Instructions for the task -
Only a number is wanted: how many lines in the records below contain "Tailwind"?

Recorded information -
....................

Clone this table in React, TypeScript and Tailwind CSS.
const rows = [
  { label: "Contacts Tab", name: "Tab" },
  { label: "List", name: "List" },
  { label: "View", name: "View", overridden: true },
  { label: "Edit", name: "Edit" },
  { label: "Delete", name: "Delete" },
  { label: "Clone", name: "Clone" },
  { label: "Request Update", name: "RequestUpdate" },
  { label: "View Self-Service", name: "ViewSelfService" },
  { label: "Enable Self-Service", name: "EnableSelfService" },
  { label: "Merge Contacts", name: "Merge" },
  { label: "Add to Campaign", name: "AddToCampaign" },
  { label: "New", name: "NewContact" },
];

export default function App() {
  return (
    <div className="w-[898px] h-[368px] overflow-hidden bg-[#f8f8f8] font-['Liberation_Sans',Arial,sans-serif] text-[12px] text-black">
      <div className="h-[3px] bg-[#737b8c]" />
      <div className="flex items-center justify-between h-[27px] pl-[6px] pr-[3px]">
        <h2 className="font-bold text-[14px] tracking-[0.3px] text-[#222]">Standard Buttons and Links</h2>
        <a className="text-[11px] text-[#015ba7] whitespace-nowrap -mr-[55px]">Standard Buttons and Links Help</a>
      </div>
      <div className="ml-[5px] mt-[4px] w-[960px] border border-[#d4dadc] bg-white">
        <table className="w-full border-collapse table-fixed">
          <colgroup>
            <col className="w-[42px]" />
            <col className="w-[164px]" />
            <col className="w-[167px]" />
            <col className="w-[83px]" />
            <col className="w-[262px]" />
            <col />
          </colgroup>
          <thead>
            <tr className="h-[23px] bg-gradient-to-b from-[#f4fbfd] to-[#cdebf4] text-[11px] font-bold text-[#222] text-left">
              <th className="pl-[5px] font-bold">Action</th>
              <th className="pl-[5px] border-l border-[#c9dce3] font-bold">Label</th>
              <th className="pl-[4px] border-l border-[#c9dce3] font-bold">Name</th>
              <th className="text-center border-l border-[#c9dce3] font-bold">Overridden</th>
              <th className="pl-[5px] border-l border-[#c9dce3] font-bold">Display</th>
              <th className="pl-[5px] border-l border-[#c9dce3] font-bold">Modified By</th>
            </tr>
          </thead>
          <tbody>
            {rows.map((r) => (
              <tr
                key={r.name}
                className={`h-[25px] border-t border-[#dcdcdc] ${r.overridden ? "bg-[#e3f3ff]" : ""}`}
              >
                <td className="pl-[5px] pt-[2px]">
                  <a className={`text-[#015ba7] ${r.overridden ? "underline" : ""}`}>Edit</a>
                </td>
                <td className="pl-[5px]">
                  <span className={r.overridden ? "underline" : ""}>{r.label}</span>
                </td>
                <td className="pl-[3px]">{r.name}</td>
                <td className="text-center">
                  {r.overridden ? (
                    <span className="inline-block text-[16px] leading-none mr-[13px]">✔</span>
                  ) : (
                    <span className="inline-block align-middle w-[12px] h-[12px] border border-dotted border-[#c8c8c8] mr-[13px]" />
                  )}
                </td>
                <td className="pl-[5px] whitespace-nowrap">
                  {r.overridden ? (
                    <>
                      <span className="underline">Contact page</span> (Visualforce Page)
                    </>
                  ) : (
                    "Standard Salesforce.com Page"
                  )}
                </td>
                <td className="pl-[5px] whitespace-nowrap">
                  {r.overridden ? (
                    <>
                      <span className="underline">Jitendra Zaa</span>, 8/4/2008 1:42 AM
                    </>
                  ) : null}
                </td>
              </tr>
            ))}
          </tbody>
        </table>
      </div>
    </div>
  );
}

....................

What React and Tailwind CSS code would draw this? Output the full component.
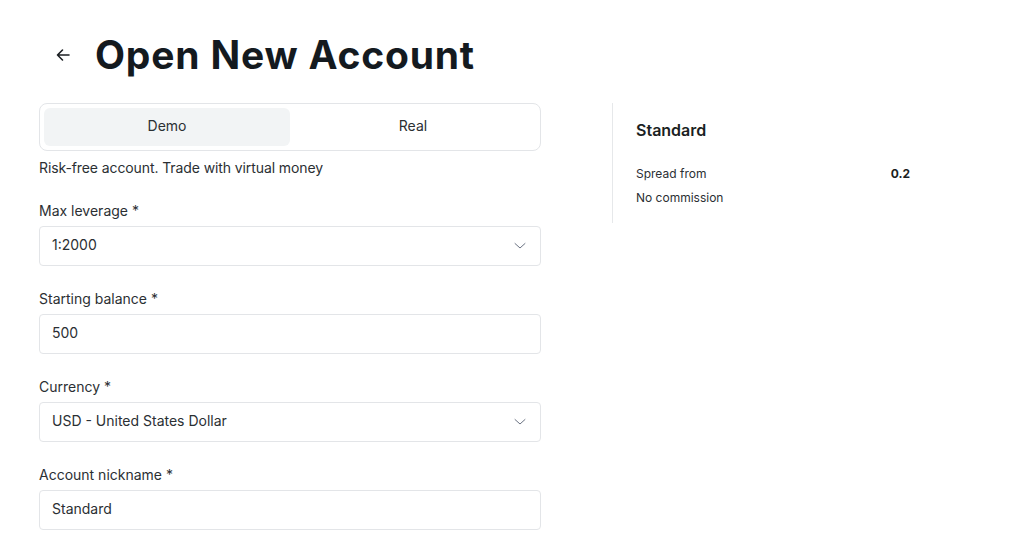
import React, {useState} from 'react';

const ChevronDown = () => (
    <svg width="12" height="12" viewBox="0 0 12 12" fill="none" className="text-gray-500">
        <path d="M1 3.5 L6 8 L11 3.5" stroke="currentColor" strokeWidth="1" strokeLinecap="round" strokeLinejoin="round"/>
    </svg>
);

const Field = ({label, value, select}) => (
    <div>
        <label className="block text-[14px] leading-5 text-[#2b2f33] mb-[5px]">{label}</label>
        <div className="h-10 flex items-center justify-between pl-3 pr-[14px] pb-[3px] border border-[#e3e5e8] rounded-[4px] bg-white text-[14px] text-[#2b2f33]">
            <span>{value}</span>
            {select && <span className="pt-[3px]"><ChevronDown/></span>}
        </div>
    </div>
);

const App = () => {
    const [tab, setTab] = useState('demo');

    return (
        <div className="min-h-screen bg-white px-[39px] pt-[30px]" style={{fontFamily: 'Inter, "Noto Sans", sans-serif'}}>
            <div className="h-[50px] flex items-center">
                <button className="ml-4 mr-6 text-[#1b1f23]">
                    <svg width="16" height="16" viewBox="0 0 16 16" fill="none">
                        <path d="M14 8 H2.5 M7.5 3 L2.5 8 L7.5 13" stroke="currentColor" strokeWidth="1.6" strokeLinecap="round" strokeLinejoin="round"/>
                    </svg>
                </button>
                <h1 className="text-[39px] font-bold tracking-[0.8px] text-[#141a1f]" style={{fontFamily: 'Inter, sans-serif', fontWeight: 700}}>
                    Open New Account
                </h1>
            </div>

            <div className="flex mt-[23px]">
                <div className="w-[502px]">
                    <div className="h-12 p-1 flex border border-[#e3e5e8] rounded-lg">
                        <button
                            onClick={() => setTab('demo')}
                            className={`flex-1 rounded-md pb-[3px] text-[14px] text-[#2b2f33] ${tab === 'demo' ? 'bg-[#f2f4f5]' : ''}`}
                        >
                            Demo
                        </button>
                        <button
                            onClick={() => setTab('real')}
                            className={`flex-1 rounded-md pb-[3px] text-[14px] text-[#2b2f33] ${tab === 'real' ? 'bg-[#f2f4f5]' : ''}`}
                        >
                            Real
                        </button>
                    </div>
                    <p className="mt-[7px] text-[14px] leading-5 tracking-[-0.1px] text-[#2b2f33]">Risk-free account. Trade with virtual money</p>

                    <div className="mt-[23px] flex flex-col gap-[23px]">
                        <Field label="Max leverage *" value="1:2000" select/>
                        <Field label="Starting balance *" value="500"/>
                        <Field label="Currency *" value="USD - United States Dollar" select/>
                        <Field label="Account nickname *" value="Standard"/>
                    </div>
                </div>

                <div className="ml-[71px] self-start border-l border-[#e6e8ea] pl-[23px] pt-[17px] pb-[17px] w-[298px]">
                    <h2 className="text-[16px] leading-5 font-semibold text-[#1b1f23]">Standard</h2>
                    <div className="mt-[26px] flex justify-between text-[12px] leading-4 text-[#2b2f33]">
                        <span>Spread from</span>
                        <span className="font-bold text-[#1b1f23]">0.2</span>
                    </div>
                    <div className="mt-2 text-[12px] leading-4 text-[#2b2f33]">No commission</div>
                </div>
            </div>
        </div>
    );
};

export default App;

....................

Finished task -
2